La estrategia de comunicación de Downing Street y de la Casa Blanca es de una asombrosa arrogancia. En su nota sobre la legalidad de la guerra, la oficina del primer ministro británico afirma que el Reino Unido puede intervenir sin mandato del Consejo de Seguridad de la ONU para impedir que se cometa un crimen, a condición de que su intervención se realice exclusivamente con ese objetivo y de que sea proporcional a la amenaza. Pero ¿cómo impedir que un ejército utilice armas químicas? ¿Bombardeando el país?

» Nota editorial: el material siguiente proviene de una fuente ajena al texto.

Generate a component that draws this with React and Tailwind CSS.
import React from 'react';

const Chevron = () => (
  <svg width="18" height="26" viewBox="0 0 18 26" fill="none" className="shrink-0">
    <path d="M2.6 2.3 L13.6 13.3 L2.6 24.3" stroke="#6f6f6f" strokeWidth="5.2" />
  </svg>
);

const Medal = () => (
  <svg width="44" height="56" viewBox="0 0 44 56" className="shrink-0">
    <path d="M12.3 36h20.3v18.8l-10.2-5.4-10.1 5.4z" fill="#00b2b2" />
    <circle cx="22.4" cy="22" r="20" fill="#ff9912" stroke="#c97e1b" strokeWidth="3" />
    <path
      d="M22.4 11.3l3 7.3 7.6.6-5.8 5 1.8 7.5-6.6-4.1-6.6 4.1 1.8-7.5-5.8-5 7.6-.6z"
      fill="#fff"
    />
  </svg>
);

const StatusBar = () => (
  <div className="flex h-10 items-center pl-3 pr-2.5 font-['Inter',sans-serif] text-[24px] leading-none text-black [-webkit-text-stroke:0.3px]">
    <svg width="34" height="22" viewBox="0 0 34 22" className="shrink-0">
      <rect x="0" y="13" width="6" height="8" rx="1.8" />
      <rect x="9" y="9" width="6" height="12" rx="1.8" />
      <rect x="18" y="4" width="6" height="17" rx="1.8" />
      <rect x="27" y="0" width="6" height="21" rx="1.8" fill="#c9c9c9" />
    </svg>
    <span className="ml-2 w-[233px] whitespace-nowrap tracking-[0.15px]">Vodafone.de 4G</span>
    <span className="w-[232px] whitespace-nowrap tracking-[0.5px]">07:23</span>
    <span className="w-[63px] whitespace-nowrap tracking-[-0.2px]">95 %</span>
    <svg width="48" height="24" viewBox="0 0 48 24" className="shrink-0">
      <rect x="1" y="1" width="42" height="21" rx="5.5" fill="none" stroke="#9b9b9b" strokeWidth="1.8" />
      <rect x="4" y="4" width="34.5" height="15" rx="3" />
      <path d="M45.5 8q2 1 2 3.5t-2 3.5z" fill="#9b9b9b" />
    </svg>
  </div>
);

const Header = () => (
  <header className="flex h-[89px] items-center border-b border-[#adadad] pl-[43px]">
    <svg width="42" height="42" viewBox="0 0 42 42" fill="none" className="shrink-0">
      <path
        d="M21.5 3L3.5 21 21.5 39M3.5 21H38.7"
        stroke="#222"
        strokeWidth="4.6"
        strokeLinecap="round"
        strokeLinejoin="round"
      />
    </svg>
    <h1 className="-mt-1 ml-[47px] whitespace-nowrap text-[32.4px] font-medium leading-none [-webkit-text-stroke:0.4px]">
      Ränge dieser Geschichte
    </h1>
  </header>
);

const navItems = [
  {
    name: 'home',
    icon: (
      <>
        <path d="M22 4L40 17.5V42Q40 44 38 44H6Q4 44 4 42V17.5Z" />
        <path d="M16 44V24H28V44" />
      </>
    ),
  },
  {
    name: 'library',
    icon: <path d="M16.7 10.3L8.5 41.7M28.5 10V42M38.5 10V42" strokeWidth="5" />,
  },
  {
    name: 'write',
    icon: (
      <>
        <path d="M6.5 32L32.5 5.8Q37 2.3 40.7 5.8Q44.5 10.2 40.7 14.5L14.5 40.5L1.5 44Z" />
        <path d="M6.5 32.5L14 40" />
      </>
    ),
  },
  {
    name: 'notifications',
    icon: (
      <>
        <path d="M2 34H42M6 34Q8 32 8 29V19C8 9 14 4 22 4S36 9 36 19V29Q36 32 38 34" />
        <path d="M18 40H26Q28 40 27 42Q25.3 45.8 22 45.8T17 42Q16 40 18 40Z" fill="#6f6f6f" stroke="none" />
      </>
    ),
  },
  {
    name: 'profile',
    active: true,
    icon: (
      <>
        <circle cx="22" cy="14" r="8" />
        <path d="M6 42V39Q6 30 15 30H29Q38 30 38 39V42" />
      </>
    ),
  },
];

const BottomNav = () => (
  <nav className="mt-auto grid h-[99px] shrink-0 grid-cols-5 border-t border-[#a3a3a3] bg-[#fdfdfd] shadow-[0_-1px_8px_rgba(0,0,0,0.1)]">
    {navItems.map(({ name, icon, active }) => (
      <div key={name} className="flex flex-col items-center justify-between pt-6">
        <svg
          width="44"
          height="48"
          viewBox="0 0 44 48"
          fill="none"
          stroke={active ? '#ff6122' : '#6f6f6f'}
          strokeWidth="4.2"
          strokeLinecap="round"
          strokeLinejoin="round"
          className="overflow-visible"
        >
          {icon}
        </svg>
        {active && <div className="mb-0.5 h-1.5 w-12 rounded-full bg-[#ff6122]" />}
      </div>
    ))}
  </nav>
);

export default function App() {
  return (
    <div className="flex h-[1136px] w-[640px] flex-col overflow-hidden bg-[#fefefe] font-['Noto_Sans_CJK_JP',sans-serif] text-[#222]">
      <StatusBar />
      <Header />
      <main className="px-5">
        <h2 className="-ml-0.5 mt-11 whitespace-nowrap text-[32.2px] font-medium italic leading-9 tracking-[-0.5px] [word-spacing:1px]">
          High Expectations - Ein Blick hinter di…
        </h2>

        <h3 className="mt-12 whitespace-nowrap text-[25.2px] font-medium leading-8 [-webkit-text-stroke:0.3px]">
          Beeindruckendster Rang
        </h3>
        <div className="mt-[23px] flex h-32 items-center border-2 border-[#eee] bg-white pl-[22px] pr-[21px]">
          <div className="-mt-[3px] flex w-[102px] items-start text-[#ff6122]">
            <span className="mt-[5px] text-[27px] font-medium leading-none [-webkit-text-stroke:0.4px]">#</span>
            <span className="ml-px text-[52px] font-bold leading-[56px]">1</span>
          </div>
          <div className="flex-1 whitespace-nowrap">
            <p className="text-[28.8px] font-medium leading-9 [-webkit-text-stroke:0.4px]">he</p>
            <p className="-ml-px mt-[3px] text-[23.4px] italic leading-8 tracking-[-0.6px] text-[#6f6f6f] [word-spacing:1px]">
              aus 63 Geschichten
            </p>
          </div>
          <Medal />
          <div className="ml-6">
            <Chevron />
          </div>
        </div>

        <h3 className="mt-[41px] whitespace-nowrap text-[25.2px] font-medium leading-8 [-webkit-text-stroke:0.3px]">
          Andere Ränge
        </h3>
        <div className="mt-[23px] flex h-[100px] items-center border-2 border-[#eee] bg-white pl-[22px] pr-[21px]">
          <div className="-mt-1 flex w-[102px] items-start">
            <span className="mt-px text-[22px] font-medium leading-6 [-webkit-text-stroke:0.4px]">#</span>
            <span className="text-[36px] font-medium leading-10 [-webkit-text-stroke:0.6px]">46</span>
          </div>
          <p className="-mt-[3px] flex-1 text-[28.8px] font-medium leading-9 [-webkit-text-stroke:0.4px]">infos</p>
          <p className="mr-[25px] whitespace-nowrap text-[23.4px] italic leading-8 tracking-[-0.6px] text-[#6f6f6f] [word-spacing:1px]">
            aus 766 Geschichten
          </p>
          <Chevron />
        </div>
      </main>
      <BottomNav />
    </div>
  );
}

La Casa Blanca, por su parte, divulgó una nota de sus servicios de inteligencia que aseguran tener «certeza» sobre el uso de armas químicas por parte de Siria. ¿Fue necesario gastar más de 50 000 millones de dólares para parir una teoría del complot carente de la menor prueba tangible? En 2001 y 2003, la acusación se convertía en ley. Colin Powell podía darse el lujo de atacar Afganistán a cambio de una simple promesa de presentación ulterior de pruebas de la participación de los talibanes en los atentados del 11 de septiembre… y nunca presentarlas al Consejo de Seguridad. Podía ponerlo a oír falsas grabaciones telefónicas supuestamente interceptadas y agitar una cápsula con algo que él decía que era ántrax antes de irse a arrasar Irak… y presentar después –en vez de pruebas– sus excusas personales por aquellas mentiras. Pero hoy en día Occidente se ve ante sus propias contradicciones entre partidarios de la colonización y defensores de la Razón.
Lo que hoy está en juego en Siria es nada menos que el porvenir del mundo. Los dirigentes de los Estados occidentales, siempre en busca de ganancias y poder, ya no logran explotar más a sus propios pueblos y dirigen sus ambiciones hacia el exterior. Pero enfrentan la oposición de los representantes de sus pueblos. Los franceses votarían sin dudas igual que los británicos… si la Asamblea Nacional de Francia fuese llamada a pronunciarse. Lo mismo puede suceder en Estados Unidos cuando se consulte al Congreso.
Mientras tanto, en lugar de esforzarse por resolver sus problemas económicos internos, Washington, Londres y París rivalizan en declaraciones grandilocuentes y belicistas, devorándose entre sí sobre las ruinas de sus glorias pasadas.